It may simplify matters to refer to 4030-40321/2 Finney as tract 1, and 3917-3921½ Finney as tract 2. A city building inspector testified at some length, but it is not necessary to review his testimony in detail. Defendant admitted that the buildings did not comply with the ordinance in the respects designated, and he assumed responsibility as the actual owner. This witness for the city was familiar with the properties on both sides of Finney from Vandeventer to Sarah and stated: that “the properties in the area are in a vandalized condition * * apparently meaning most of them; that probably four to six buildings have been razed; and that there were sundry vacant lots. A group of many photographs was identified and received as an exhibit; these supposedly represented buildings and vacant lots on Fin-ney and Fairfax in the immediate vicinity of these properties. The witness recognized some of them. They show buildings with windows and doors boarded up, windows broken or entirely knocked out, and badly dilapidated conditions generally. The witness thought some of these buildings had contained baths, but that this did not prevent their “vandalization”; he did not know whether the absence of tubs or showers and hot water might contribute to the vacancies, but recognized that some people were willing to pay very low rents with little or no improvements.
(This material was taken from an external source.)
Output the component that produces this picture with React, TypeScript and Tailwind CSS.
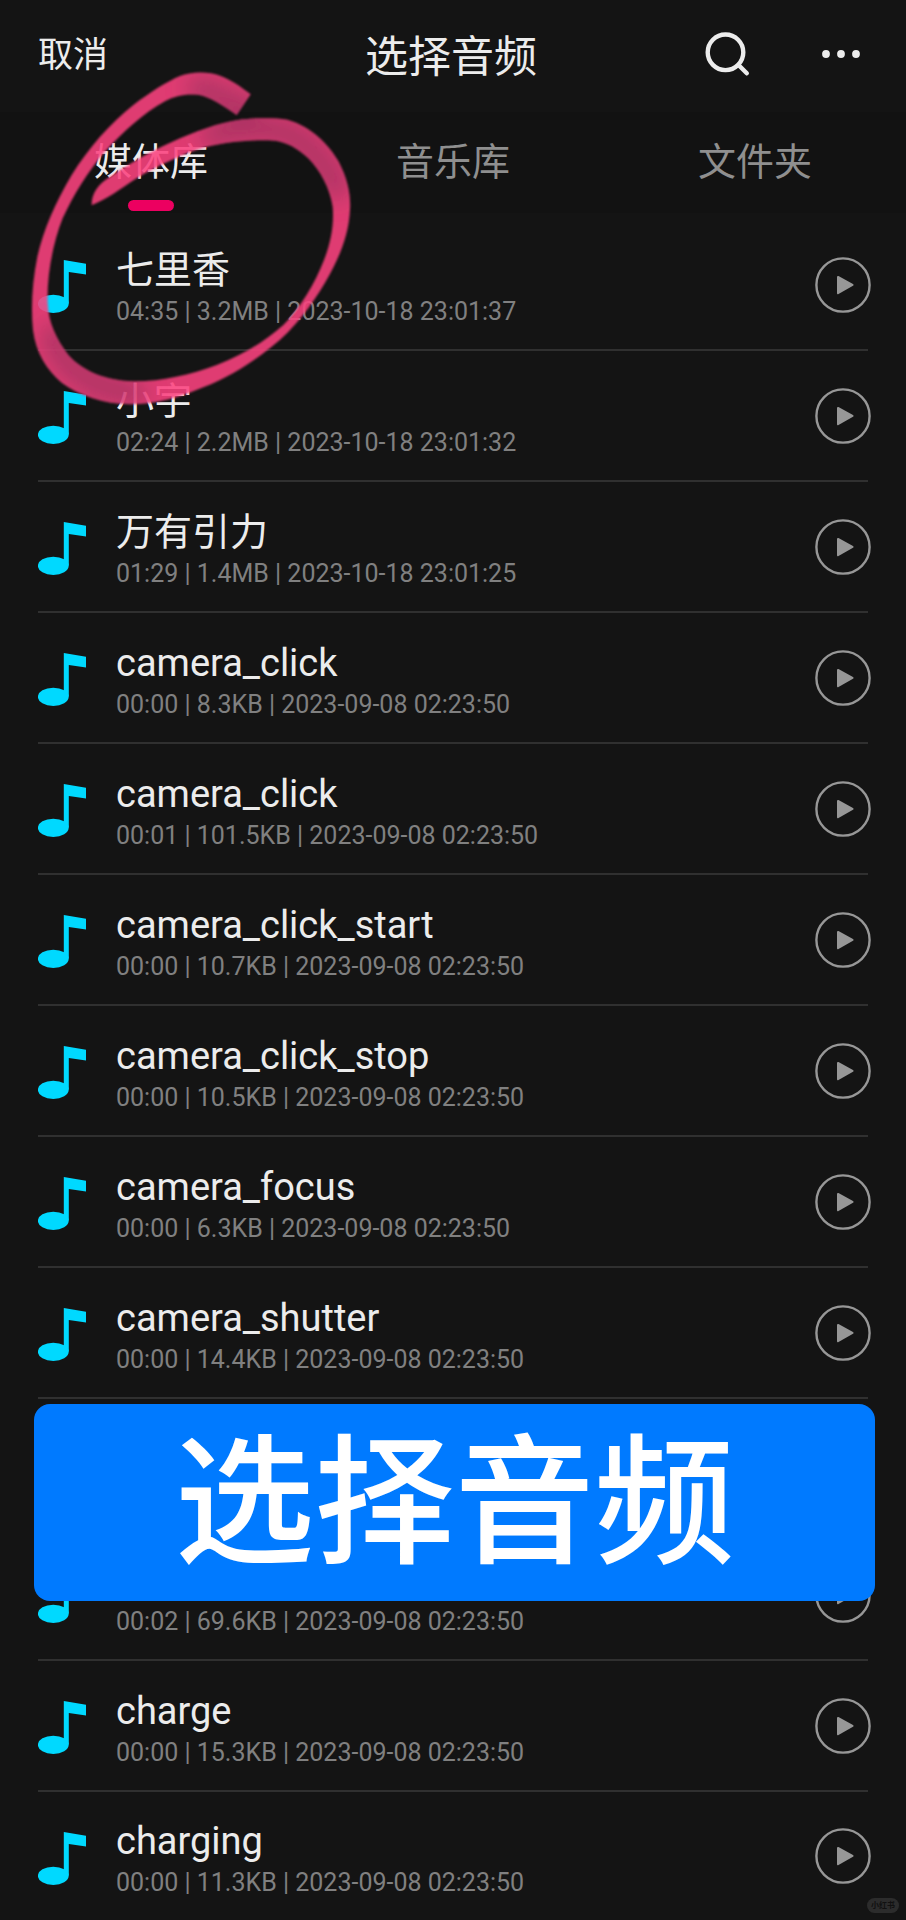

From the defendant’s testimony we note the following as its substance: that he had been engaged in real estate ownership and management for 61 years; that he had made many real estate loans; that he acquired tract 1 on April 18, 19S2, and tract 2 on October 15, 1950; that he thought there were then no vacant lots; that most of his tenants are living on social security or aid to dependent children, although a few work; that neither property has any sale value or loan value, and there are no buyers for them at any price; that the condition of the neighborhood “has something to do with it”; that when a building there becomes vacant it immediately disappears, for the vandals steal everything and tear it up; that he had an estimate on the cost of installing the required equipment and that it ran from $1,200 to $1,300 per unit, or $7,800 per building; that each building is about 70 years old, with a probable life of four or five years if not vandalized sooner ; that the improvements demanded would not increase the market value, for there would still be no buyers; that he would have to charge about $60 a month rentals to pay for the improvements over a five-year period and it would not be possible to get it; that if the buildings were not rented and became vacant, they would “disappear”; that in a two-block area on Fin-ney and Fairfax he had found about 39 buildings vacant and vandalized and a number of vacant lots; that people don’t want to live there; that he recently sold a ten-unit building “with baths” for $1,800 at 3115-3123 Brantner, a two-family building on 22nd Street for $500, and (apparently) a building at 2514 N. Market for $1,500. Defendant further testified that his father and mother lived to the respective ages of 87 and 85 without having any baths connected to pipes and that he had none until he was 21.

A physician, Dr. Herman Blumenthal, specializing in pathology, testified for defendant: that the purpose of bathing is to remove dirt; that bathing can be done in various ways, and that “there is no special [474]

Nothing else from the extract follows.